Given a string s consisting only of letters 'a' and 'b'. In a single step you can remove one palindromic subsequence from s.

Return the minimum number of steps to make the given string empty.

A string is a subsequence of a given string, if it is generated by deleting some characters of a given string without changing its order.

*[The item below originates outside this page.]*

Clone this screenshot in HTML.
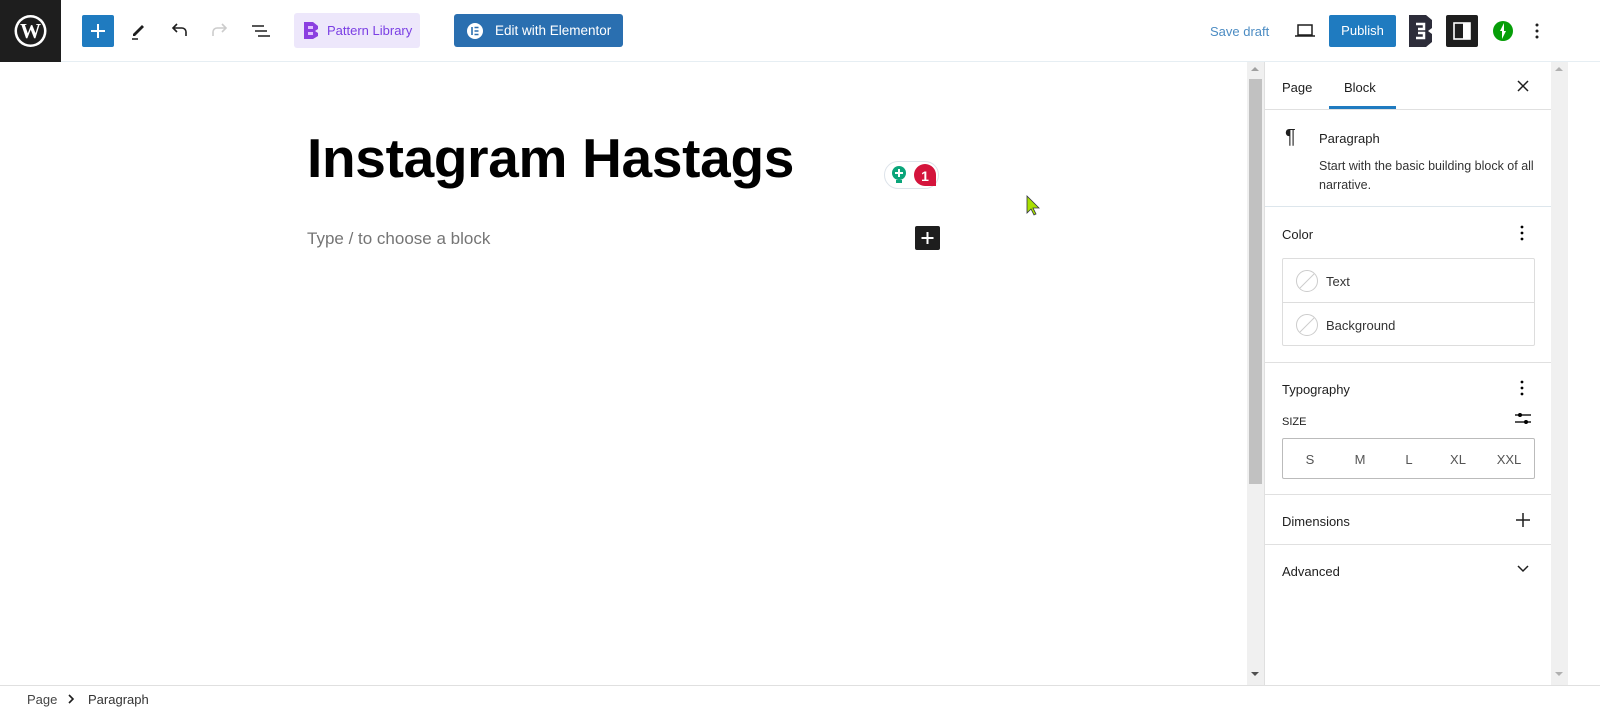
<!DOCTYPE html>
<html><head><meta charset="utf-8"><style>
*{box-sizing:border-box;margin:0;padding:0}
body{width:1600px;height:724px;overflow:hidden;background:#fff;font-family:"Liberation Sans",sans-serif;color:#1e1e1e;position:relative}
.abs{position:absolute}
.top{left:0;top:0;width:1600px;height:62px;border-bottom:1px solid #e6eef3;background:#fff}
.wp{left:0;top:0;width:61px;height:62px;background:#1e1e1e}
.btn-plus{left:82px;top:15px;width:32px;height:32px;background:#1f7bc0;border-radius:2px}
.pl{left:294px;top:13px;width:126px;height:35px;background:#ede7fb;border-radius:3px;color:#7b3fe4;font-size:13px}
.el{left:454px;top:14px;width:169px;height:33px;background:#2a6fb0;border-radius:3px;color:#fff;font-size:13.5px}
.pub{left:1329px;top:15px;width:67px;height:32px;background:#1f7bc0;border-radius:2px;color:#fff;font-size:13px;text-align:center;line-height:32px}
.side{left:1264px;top:62px;width:287px;height:623px;border-left:1px solid #e0e0e0;background:#fff}
.sb{background:#f0f0f0}
.lbl{font-size:13px}
.sec{position:absolute;left:0;width:286px;border-top:1px solid #e0e0e0}
</style></head><body>
<div class="abs top"></div>
<div class="abs wp"><svg width="61" height="62"><circle cx="30.5" cy="31" r="16" fill="#fff"/><circle cx="30.5" cy="31" r="13.5" fill="#1e1e1e"/><text x="30.5" y="38" text-anchor="middle" font-family="Liberation Serif" font-weight="bold" font-size="21" fill="#fff">W</text></svg></div>
<div class="abs btn-plus"><svg width="32" height="32"><path d="M16 9v14M9 16h14" stroke="#fff" stroke-width="2"/></svg></div>
<svg class="abs" style="left:128px;top:20px" width="22" height="22"><path d="M5 14l9-9 2 2-9 9H5z" fill="#1e1e1e"/><path d="M4 19h6" stroke="#1e1e1e" stroke-width="1.5"/></svg>
<svg class="abs" style="left:168px;top:20px" width="22" height="22"><path d="M6 8h8a4 4 0 0 1 4 4v4" stroke="#1e1e1e" stroke-width="1.6" fill="none"/><path d="M9 4L5 8l4 4" stroke="#1e1e1e" stroke-width="1.6" fill="none"/></svg>
<svg class="abs" style="left:209px;top:20px" width="22" height="22"><path d="M16 8H8a4 4 0 0 0-4 4v4" stroke="#ccc" stroke-width="1.6" fill="none"/><path d="M13 4l4 4-4 4" stroke="#ccc" stroke-width="1.6" fill="none"/></svg>
<svg class="abs" style="left:249px;top:20px" width="24" height="22"><path d="M3 6h12M6 11h12M9 16h12" stroke="#1e1e1e" stroke-width="1.6"/></svg>
<div class="abs pl"><svg class="abs" style="left:10px;top:9px" width="14" height="17"><path d="M0 0h9l5 4v3l-3 2 3 2v3l-5 3H0z" fill="#8b3fe0"/><path d="M4 4h5v3H4zM4 10h5v3H4z" fill="#e0c0ff"/></svg><span class="abs" style="left:33px;top:10px">Pattern Library</span></div>
<div class="abs el"><svg class="abs" style="left:12px;top:8px" width="18" height="18"><circle cx="9" cy="9" r="8" fill="#fff"/><path d="M6 5v8" stroke="#2a6fb0" stroke-width="1.6"/><path d="M8.5 5.5h4M8.5 9h4M8.5 12.5h4" stroke="#2a6fb0" stroke-width="1.4"/></svg><span class="abs" style="left:41px;top:9px">Edit with Elementor</span></div>
<div class="abs" style="left:1210px;top:24px;font-size:13px;color:#4c8cc3">Save draft</div>
<svg class="abs" style="left:1294px;top:21px" width="22" height="20"><rect x="4" y="4" width="14" height="10" fill="none" stroke="#1e1e1e" stroke-width="1.5"/><path d="M1 15h20" stroke="#1e1e1e" stroke-width="1.5"/></svg>
<div class="abs pub">Publish</div>
<svg class="abs" style="left:1409px;top:15px" width="24" height="32"><path d="M0 0h17l6 5v8l-4 3 4 3v8l-6 5H0z" fill="#2d2d3a"/><path d="M7 9h8v5H9M9 18h6v5H7" stroke="#fff" stroke-width="2.5" fill="none"/></svg>
<div class="abs" style="left:1446px;top:15px;width:32px;height:32px;background:#1e1e1e;border-radius:2px"><svg width="32" height="32"><rect x="8" y="8" width="16" height="16" fill="none" stroke="#fff" stroke-width="1.6"/><rect x="17" y="8" width="7" height="16" fill="#fff"/></svg></div>
<svg class="abs" style="left:1492px;top:20px" width="22" height="22"><circle cx="11" cy="11" r="10" fill="#069e08"/><path d="M12 3v8h-4zM10 19v-8h4z" fill="#fff"/></svg>
<svg class="abs" style="left:1534px;top:21px" width="6" height="20"><circle cx="3" cy="4" r="1.5" fill="#1e1e1e"/><circle cx="3" cy="10" r="1.5" fill="#1e1e1e"/><circle cx="3" cy="16" r="1.5" fill="#1e1e1e"/></svg>

<div class="abs" style="left:307px;top:126px;font-size:55px;font-weight:700;letter-spacing:-0.3px;color:#000">Instagram Hastags</div>
<div class="abs" style="left:307px;top:229px;font-size:17px;color:#757575">Type / to choose a block</div>
<div class="abs" style="left:884px;top:161px;width:55px;height:28px;border:1px solid #dde3ea;border-radius:14px;background:#fff"></div>
<svg class="abs" style="left:890px;top:165px" width="20" height="22"><circle cx="9" cy="8" r="7" fill="#0aa57a"/><path d="M6 15h6v3H6z" fill="#0aa57a"/><path d="M9 4v8M5 8h8" stroke="#fff" stroke-width="2"/></svg>
<svg class="abs" style="left:912px;top:163px" width="26" height="25"><path d="M13 1a11 11 0 0 1 11 11v11H13A11 11 0 0 1 13 1z" fill="#d4143c"/><text x="13" y="18" text-anchor="middle" font-size="14" font-weight="bold" fill="#fff" font-family="Liberation Sans">1</text></svg>
<div class="abs" style="left:915px;top:226px;width:25px;height:24px;background:#1e1e1e;border-radius:2px"><svg width="25" height="24"><path d="M12.5 6v12M6.5 12h12" stroke="#fff" stroke-width="2"/></svg></div>
<svg class="abs" style="left:1025px;top:194px" width="16" height="22"><path d="M2 2l12 12h-6l3 6-2 1-3-6-4 4z" fill="#a8e000" stroke="#334" stroke-width=".8"/></svg>

<div class="abs sb" style="left:1247px;top:62px;width:17px;height:623px"></div>
<div class="abs" style="left:1249px;top:79px;width:13px;height:405px;background:#c1c1c1"></div>
<div class="abs" style="left:1251px;top:67px;width:0;height:0;border:4px solid transparent;border-bottom-color:#a0a0a0;border-top:0"></div>
<div class="abs" style="left:1251px;top:672px;width:0;height:0;border:4px solid transparent;border-top-color:#505050;border-bottom:0"></div>

<div class="abs side">
  <div class="abs lbl" style="left:17px;top:18px">Page</div>
  <div class="abs lbl" style="left:79px;top:18px">Block</div>
  <div class="abs" style="left:64px;top:44px;width:67px;height:3px;background:#1f7bc0"></div>
  <svg class="abs" style="left:251px;top:17px" width="14" height="14"><path d="M2 2l10 10M12 2L2 12" stroke="#1e1e1e" stroke-width="1.5"/></svg>
  <div class="sec" style="top:47px"></div>
  <div class="abs" style="left:20px;top:64px;font-size:20px">¶</div>
  <div class="abs lbl" style="left:54px;top:69px">Paragraph</div>
  <div class="abs" style="left:54px;top:95px;font-size:12.5px;line-height:19px;color:#333;width:225px">Start with the basic building block of all narrative.</div>
  <div class="sec" style="top:144px;border-color:#dde6ec"></div>
  <div class="abs lbl" style="left:17px;top:165px">Color</div>
  <svg class="abs" style="left:254px;top:162px" width="6" height="18"><circle cx="3" cy="3" r="1.4"/><circle cx="3" cy="9" r="1.4"/><circle cx="3" cy="15" r="1.4"/></svg>
  <div class="abs" style="left:17px;top:196px;width:253px;height:88px;border:1px solid #ddd;border-radius:2px"><div class="abs" style="left:0;top:43px;width:251px;border-top:1px solid #ddd"></div></div>
  <svg class="abs" style="left:30px;top:207px" width="24" height="24"><circle cx="12" cy="12" r="10.5" fill="none" stroke="#ccc"/><path d="M5 19L19 5" stroke="#ccc"/></svg>
  <div class="abs lbl" style="left:61px;top:212px;color:#333">Text</div>
  <svg class="abs" style="left:30px;top:251px" width="24" height="24"><circle cx="12" cy="12" r="10.5" fill="none" stroke="#ccc"/><path d="M5 19L19 5" stroke="#ccc"/></svg>
  <div class="abs lbl" style="left:61px;top:256px;color:#333">Background</div>
  <div class="sec" style="top:300px"></div>
  <div class="abs lbl" style="left:17px;top:320px">Typography</div>
  <svg class="abs" style="left:254px;top:317px" width="6" height="18"><circle cx="3" cy="3" r="1.4"/><circle cx="3" cy="9" r="1.4"/><circle cx="3" cy="15" r="1.4"/></svg>
  <div class="abs" style="left:17px;top:354px;font-size:11px">SIZE</div>
  <svg class="abs" style="left:249px;top:349px" width="18" height="16"><path d="M1 4h16M1 11h16" stroke="#1e1e1e" stroke-width="1.4"/><circle cx="6" cy="4" r="2"/><circle cx="12" cy="11" r="2"/></svg>
  <div class="abs" style="left:17px;top:376px;width:253px;height:41px;border:1px solid #bbb;border-radius:2px;font-size:13px;color:#555">
    <span class="abs" style="left:12px;top:13px;width:30px;text-align:center">S</span>
    <span class="abs" style="left:62px;top:13px;width:30px;text-align:center">M</span>
    <span class="abs" style="left:111px;top:13px;width:30px;text-align:center">L</span>
    <span class="abs" style="left:160px;top:13px;width:30px;text-align:center">XL</span>
    <span class="abs" style="left:208px;top:13px;width:36px;text-align:center">XXL</span>
  </div>
  <div class="sec" style="top:432px"></div>
  <div class="abs lbl" style="left:17px;top:452px">Dimensions</div>
  <svg class="abs" style="left:250px;top:450px" width="16" height="16"><path d="M8 1v14M1 8h14" stroke="#1e1e1e" stroke-width="1.5"/></svg>
  <div class="sec" style="top:482px"></div>
  <div class="abs lbl" style="left:17px;top:502px">Advanced</div>
  <svg class="abs" style="left:251px;top:502px" width="14" height="10"><path d="M2 2l5 5 5-5" stroke="#1e1e1e" stroke-width="1.5" fill="none"/></svg>
</div>
<div class="abs sb" style="left:1551px;top:62px;width:17px;height:623px"></div>
<div class="abs" style="left:1555px;top:67px;width:0;height:0;border:4px solid transparent;border-bottom-color:#b0b0b0;border-top:0"></div>
<div class="abs" style="left:1555px;top:672px;width:0;height:0;border:4px solid transparent;border-top-color:#b0b0b0;border-bottom:0"></div>

<div class="abs" style="left:0;top:685px;width:1600px;border-top:1px solid #e0e0e0"></div>
<div class="abs lbl" style="left:27px;top:692px;color:#444">Page</div>
<svg class="abs" style="left:66px;top:693px" width="10" height="12"><path d="M3 2l4 4-4 4" stroke="#1e1e1e" stroke-width="1.6" fill="none"/></svg>
<div class="abs lbl" style="left:88px;top:692px;color:#333">Paragraph</div>
</body></html>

A string is called palindrome if is one that reads the same backward as well as forward.

Example 1:

Input: s = "ababa"
Output: 1


Example 2:

Input: s = "abb"
Output: 2
Explanation: "abb" -> "bb" -> "".
Remove palindromic subsequence "a" then "bb".


Example 3:

Input: s = "baabb"
Output: 2
Explanation: "baabb" -> "b" -> "".
Remove palindromic subsequence "baab" then "b".


Example 4:

Input: s = ""
Output: 0


Constraints:

• 0 <= s.length <= 1000
• s only consists of letters 'a' and 'b'

Related Topics:
String

## Solution 1.

• class Solution {
public int removePalindromeSub(String s) {
if (s == null || s.length() == 0)
return 0;
int low = 0, high = s.length() - 1;
while (low < high) {
if (s.charAt(low) == s.charAt(high)) {
low++;
high--;
} else
return 2;
}
return 1;
}
}

############

class Solution {
public int removePalindromeSub(String s) {
if (s.length() == 0) {
return 0;
}
if (new StringBuilder(s).reverse().toString().equals(s)) {
return 1;
}
return 2;
}
}

• // OJ: https://leetcode.com/problems/remove-palindromic-subsequences/
// Time: O(N)
// Space: O(1)
class Solution {
public:
int removePalindromeSub(string s) {
if (s.empty()) return 0;
bool isPalindrome = true;
for (int i = 0, j = s.size() - 1; i < j && isPalindrome; ++i, --j) {
isPalindrome = s[i] == s[j];
}
return isPalindrome ? 1 : 2;
}
};

• class Solution:
def removePalindromeSub(self, s: str) -> int:
if not s:
return 0
if s[::-1] == s:
return 1
return 2


• func removePalindromeSub(s string) int {
if len(s) == 0 {
return 0
}
if s == reverse(s) {
return 1
}
return 2
}

func reverse(s string) string {
r := []byte(s)
for i, j := 0, len(r)-1; i < j; i, j = i+1, j-1 {
r[i], r[j] = r[j], r[i]
}
return string(r)
}

• function removePalindromeSub(s: string): number {
if (s.length == 0) return 0;
if (s == s.split('').reverse().join('')) return 1;
return 2;
}


• impl Solution {
pub fn remove_palindrome_sub(s: String) -> i32 {
let mut l = 0;
let mut r = s.len() - 1;
let s: Vec<char> = s.chars().collect();
while l < r {
if s[l] != s[r] {
return 2;
}
l += 1;
r -= 1;
}
1
}
}